Rear View — Companions in Exploration

Early prospectors relied heavily on beasts of burden.

Ann Japenga Social Scene

Our hero’s character was partly shaped by his burro — at one maddening and dear.
Palm Springs Life Archives

If you study desert literature, a pattern emerges: An artistic loner (almost always a man) seeks the desert’s wealth in the form of gold, sunsets, or philosophy. He may be lonely, but he’s never really alone because he’s always cooing or cussing at his sidekick, a burro.

Cabot Yerxa, the pueblo builder of Desert Hot Springs, toted water for his adobe bricks on his burro, Merry Christmas. Writer J. Smeaton Chase survived a Chino Canyon flash flood alongside his burro, Mesquit. Frank Coffee, the prospector and so-called Mayor of Dos Palmas (near the Salton Sea) scandalized visitors by referring to his burro as Mrs.

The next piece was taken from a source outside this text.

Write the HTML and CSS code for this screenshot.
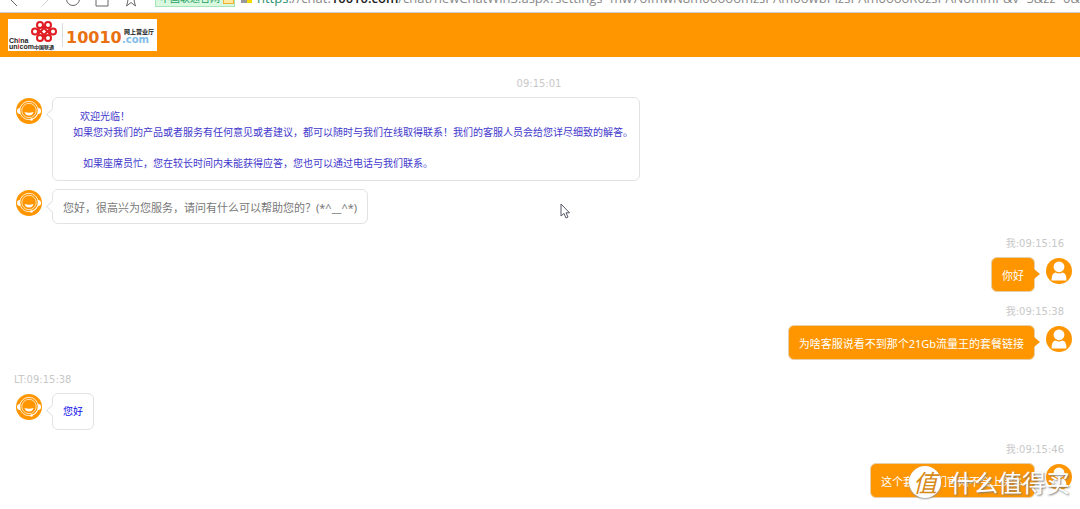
FILE: index.html
```html
<!DOCTYPE html>
<html lang="zh-CN">
<head>
<meta charset="utf-8">
<title>在线客服</title>
<link rel="stylesheet" href="styles.css">
</head>
<body>
<svg class="defs" aria-hidden="true">
  <symbol id="agent" viewBox="0 0 26 26">
    <circle cx="13" cy="13" r="13" fill="#ff9600"/>
    <circle cx="13" cy="12.5" r="9.2" fill="none" stroke="#fff" stroke-width="0.8"/>
    <circle cx="13" cy="12.5" r="7.2" fill="none" stroke="#fff" stroke-width="0.7"/>
    <path d="M4 10Q1 10 1 13T4 16ZM22 10Q25 10 25 13T22 16Z" fill="#fff"/>
    <path d="M8.500 14Q13 15.500 17.500 14Q16.500 17.500 13 17.500T8.500 14Z" fill="#fff"/>
    <path d="M22 16Q20 20.500 15.500 21.500" fill="none" stroke="#fff" stroke-width="0.8"/>
    <circle cx="15.500" cy="21.500" r="1.200" fill="#fff"/>
  </symbol>
  <symbol id="user" viewBox="0 0 26 26">
    <circle cx="13" cy="13" r="13" fill="#ff9600"/>
    <circle cx="13" cy="8.800" r="5.400" fill="#fff"/>
    <path d="M5.500 22.500Q5.500 15 9.500 14.500Q13 16.500 16.500 14.500Q20.500 15 20.500 22.500Z" fill="#fff"/>
  </symbol>
</svg>
<div class="browser">
  <nav class="tools" aria-label="浏览器">
    <svg class="tool" viewBox="0 0 16 16"><path d="M10 1L3 8L10 15"/></svg>
    <svg class="tool pale" viewBox="0 0 16 16"><path d="M6 1L13 8L6 15"/></svg>
    <svg class="tool" viewBox="0 0 16 16"><circle cx="8" cy="8" r="6.500"/></svg>
    <svg class="tool" viewBox="0 0 16 16"><path d="M2 7V15H14V7L8 1Z"/></svg>
    <svg class="tool" viewBox="0 0 16 16"><path d="M8 1L10 6H15L11 9.500L12.500 15L8 11.500L3.500 15L5 9.500L1 6H6Z"/></svg>
  </nav>
  <span class="badge">中国联通官网<i class="cert"></i></span>
  <span class="shield"></span>
  <span class="url"><span class="secure">https</span>://chat.<b>10010.com</b>/chat/newChatWin3.aspx?settings=mw7oImwN8m0oooomzsPAm0owbPIzsPAm0oooRozsPANommP&amp;v=5&amp;zz=0&amp;res=1080</span>
</div>
<header class="header">
  <svg class="logo" viewBox="0 0 149 32" role="img" aria-label="中国联通 10010.com">
    <rect width="149" height="32" fill="#fff"/>
    <g fill="none" stroke="#e01b22" stroke-width="2">
      <circle cx="32" cy="6" r="3"/><circle cx="40" cy="6" r="3"/>
      <circle cx="27" cy="12.500" r="3"/><circle cx="45" cy="12.500" r="3"/>
      <circle cx="32" cy="19" r="3"/><circle cx="40" cy="19" r="3"/>
      <path d="M30 15L38 7M34 7L42 15M30 10L38 18M34 18L42 10"/>
    </g>
    <text class="logo-en" x="1" y="24">Ch<tspan fill="#e01b22">i</tspan>na</text>
    <text class="logo-en" x="1" y="30">un<tspan fill="#e01b22">i</tspan>com</text>
    <text class="logo-cn" x="26" y="30">中国联通</text>
    <path d="M54.500 4V28" stroke="#ddd"/>
    <text class="logo-num" x="58" y="24">10010</text>
    <text class="logo-hall" x="116" y="15">网上营业厅</text>
    <text class="logo-com" x="114" y="24">.com</text>
  </svg>
</header>
<main class="chat">
  <time class="time center">09:15:01</time>
  <div class="row">
    <svg class="avatar"><use href="#agent"/></svg>
    <div class="bubble welcome">
      <p class="first">欢迎光临！</p>
      <p>如果您对我们的产品或者服务有任何意见或者建议，都可以随时与我们在线取得联系！我们的客服人员会给您详尽细致的解答。</p>
      <p class="last">如果座席员忙，您在较长时间内未能获得应答，您也可以通过电话与我们联系。</p>
    </div>
  </div>
  <div class="row">
    <svg class="avatar"><use href="#agent"/></svg>
    <div class="bubble">您好，很高兴为您服务，请问有什么可以帮助您的？(*^__^*)</div>
  </div>
  <time class="time right">我:09:15:16</time>
  <div class="row mine">
    <div class="bubble">你好</div>
    <svg class="avatar"><use href="#user"/></svg>
  </div>
  <time class="time right">我:09:15:38</time>
  <div class="row mine">
    <div class="bubble">为啥客服说看不到那个21Gb流量王的套餐链接</div>
    <svg class="avatar"><use href="#user"/></svg>
  </div>
  <time class="time">LT:09:15:38</time>
  <div class="row">
    <svg class="avatar"><use href="#agent"/></svg>
    <div class="bubble reply">您好</div>
  </div>
  <time class="time right">我:09:15:46</time>
  <div class="row mine">
    <div class="bubble">这个套餐你们官网不会上架么</div>
    <svg class="avatar"><use href="#user"/></svg>
  </div>
</main>
<svg class="cursor" viewBox="0 0 10 16"><path d="M1 1V13L4 10.500L6 15L8 14L6 9.800H9.500Z" fill="#fff" stroke="#555566"/></svg>
<div class="watermark"><span class="seal">值</span><span>什么值得买</span></div>
</body>
</html>
```
FILE: styles.css
```css
* { box-sizing: border-box; }
body {
  margin: 0;
  position: relative;
  overflow: hidden;
  background: #fff;
  color: #777;
  font: 11px/17px "Noto Sans", "Noto Sans CJK SC", sans-serif;
}
p { margin: 0; }
.defs { position: absolute; width: 0; height: 0; }
.browser {
  display: flex;
  align-items: flex-end;
  height: 13px;
  padding-bottom: 5px;
  border-bottom: 1px solid #ccc;
  overflow: hidden;
  white-space: nowrap;
}
.tools { display: flex; gap: 13px; padding-left: 7px; width: 155px; flex: none; }
.tool { width: 16px; height: 16px; fill: none; stroke: #666; }
.pale { stroke: #ccc; }
.badge {
  display: flex;
  align-items: center;
  gap: 3px;
  width: 80px;
  flex: none;
  height: 18px;
  padding-left: 4px;
  border: 1px solid #a5e5b5;
  background: #d8f8df;
  color: #20a060;
  font-size: 10px;
}
.cert { width: 12px; height: 12px; border: 1px solid #f0b030; background: #ffe9a0; }
.shield { flex: none; width: 11px; height: 14px; margin: 0 5px 4px 6px; background: linear-gradient(90deg, #999 50%, #f5d800 50%); }
.url { color: #888; font: 13px/18px "Open Sans", sans-serif; }
.url b { color: #222; font-weight: 600; }
.secure { color: #289070; }
.header { display: flex; align-items: center; height: 44px; padding-left: 8px; background: #ff9600; }
.logo { width: 149px; height: 32px; }
.logo-en { font: bold 7px "Liberation Sans", sans-serif; fill: #222; }
.logo-cn { font: bold 5px "Noto Sans CJK SC", sans-serif; fill: #222; }
.logo-num { font: bold 16px "DejaVu Sans", sans-serif; fill: #e87010; }
.logo-hall { font: bold 6px "Noto Sans CJK SC", sans-serif; fill: #222; }
.logo-com { font: bold 10px "DejaVu Sans", sans-serif; fill: #80bce8; }
.chat { display: flex; flex-direction: column; padding: 7px 8px 12px 16px; }
.time {
  margin: 13px 0 6px -2px;
  color: #c8c8c8;
  font: 10px/14px "DejaVu Sans", "Noto Sans CJK SC", sans-serif;
}
.center { text-align: center; margin-right: 8px; }
.right { text-align: right; margin-right: 8px; }
.row { display: flex; align-items: flex-start; gap: 10px; }
.row + .row { margin-top: 8px; }
.mine { justify-content: flex-end; gap: 11px; }
.avatar { width: 26px; height: 26px; margin-top: 1px; flex: none; }
.bubble {
  position: relative;
  padding: 9px 10px 7px;
  border: 1px solid #e2e2e2;
  border-radius: 6px;
}
.bubble::before {
  content: "";
  position: absolute;
  left: -5px;
  top: 12px;
  width: 8px;
  height: 8px;
  border: solid #e2e2e2;
  border-width: 0 0 1px 1px;
  background: #fff;
  transform: rotate(45deg);
}
.mine .bubble { background: #ff9600; border-color: #e6cfaa; color: #fff; }
.mine .bubble::before {
  left: auto;
  right: -6px;
  top: 11px;
  width: 0;
  height: 0;
  border: solid transparent;
  border-width: 5px 0 5px 6px;
  border-left-color: #ff9600;
  background: none;
  transform: none;
}
.welcome { padding: 10px 6px 9px 20px; color: #4238cc; font-size: 10px; line-height: 16px; }
.first { padding-left: 7px; }
.last { padding: 15px 0 0 10px; }
.reply { color: #1010ee; font-size: 10px; padding: 9px 10px; }
.cursor { position: absolute; left: 560px; top: 203px; width: 10px; height: 16px; }
.watermark {
  position: absolute;
  right: 10px;
  bottom: 11px;
  display: flex;
  align-items: center;
  gap: 9px;
  color: #fff;
  font: 24px/34px "Noto Sans CJK SC", sans-serif;
  text-shadow: 1px 1px 2px #777;
}
.seal {
  width: 32px;
  height: 32px;
  border-radius: 50%;
  background: #fff;
  color: #d88a18;
  text-align: center;
  font-style: italic;
  line-height: 31px;
  text-shadow: none;
  box-shadow: 0 1px 2px #999;
}
```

Coffee. And Gus Lederer, Coffee’s counterpart in Corn Springs, baked each of his 18 burros a donkey-sized pancake each morning.

In each case, our hero’s character was shaped not just by the hardships of the desert, but also by his relationship to this consternating creature. The burro is like nature herself — maddening and dear at the same time. “Instead of doing what you say, a burro will stop and analyze the situation,” says modern-day burro-keeper Bonnie Lynk of Cabazon.

Today the burro has mostly passed out of our lives and legends. That’s a shame, because this pack animal did more to settle the Coachella Valley than the scores of Realtors and developers who came later. As a prospector says in Zane Grey’s Wanderer of the Wasteland, a novel set partly in the

Coachella Valley, “This desert would still be a blank waste, unknown to the white man, if it had not been for those shaggy, lazy, lop-eared little donkeys.” (Vocabulary note: “Burro” and “donkey” refer to the same animal. A mule is a cross between a burro and a horse.)

The burro was a doglike companion; he could also tote water and bedrolls across the toughest terrain. Brian Edwards of Desert Hot Springs often heard stories about the heroic burro, California, that his dad rode as a kid. California once forded the flood-stage Whitewater River with a terrified 9-year-old Osborne Edwards clinging to her back and again saved the lad’s life by sheltering him with her body in a sandstorm.

“Burros can’t be beat if you’re on foot and need to carry stuff,” says Sky Valley horseshoer Craig Allen. “Other than that, they’re not that useful anymore.”

Neither are explorers or prospectors, of course. But back in the day, the one-blanket-and-a-burro prospector was equal parts cowboy, Rocky Mountain trapper, and mountain man — a fearless pathfinder who opened new frontiers. And his long-eared sidekick was the equivalent of the noble mustang.

The greatest literary champion of the burro-human partnership was our own Edmund Jaeger, famed desert naturalist and one of Palm Springs’ early schoolteachers. In 1915, he rode his burro — variously called Nellie and Nettie — back and forth to work. “To the burro I owe many of the happiest and most scientifically fruitful days of my life,” Jaeger wrote. “Señor Burro, I salute you as a good neighbor and faithful friend.”

Right up there with Jaeger in his affection for the burro were Edna and Bill Price. Bill was a longtime fire chief in Idyllwild. If you want to read a burro classic, track down a copy of “Burro Bill and Me,” Edna’s account of the late couple’s prospecting days in Death Valley. The two grew up in an era when burro travel was all but dead — killed by the automobile. But, charmed by the mythos, they took up burro travel, learning the art from the surviving burromen.

Even in a sandstorm or facing death by dehydration, the burromen tended to their burros before seeing to their own hunger and thirst. The Prices eventually adopted the motto of all real burromen and women everywhere: “Burros first, last, and always.”